Taking positive action

Having female leadership at the top is also key to ensuring we demonstrate focus on reducing the gender parity issue. Nearly half (44%) of our top leadership positions are held by inspiring women leaders,  who are responsible for overseeing 78% of our employees. 

At Check Point, we're committed to closing the gender gap in cybersecurity. Through our Secure Academy Program, we partner with educational institutions to embed cyber security in academic curricula. Our graduate and professional development programs, for new starters,  including Check Point MIND, offers a bridge into the cyber security industry via mentorship, hands-on experience, and career development opportunities, aiming to attract and retain talented women in the field. 

Check Point also drives further support for women at Check Point to grow their careers and take on leadership roles through our Woman Mentoring Program in PO and FIRE (Females in Roles Everywhere). 

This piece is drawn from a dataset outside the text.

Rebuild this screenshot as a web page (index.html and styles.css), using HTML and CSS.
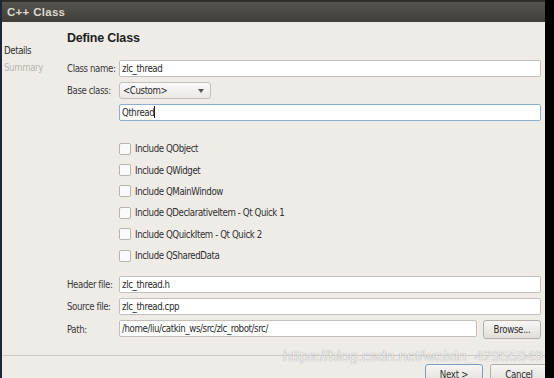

We also take proactive steps to foster diversity and inclusivity by collaborating with partners in the community and advocating for inspiring young female leaders. Our inclusive recruitment and development strategies, coupled with mentorship programs and support for work-life balance including support for having a family life through remote working, aim to create a conducive environment for growth.

With my fellow senior female leaders at Check Point, we understand that it is our responsibility to ‘give back’ so to speak, by ensuring we serve as role models for younger women who have an interest to get into select male-dominated industries like cybersecurity.

As we celebrate International Women’s Day 2024, we're proud of our progress and excited to continue driving change, encouraging other organisations to join us in this important endeavour.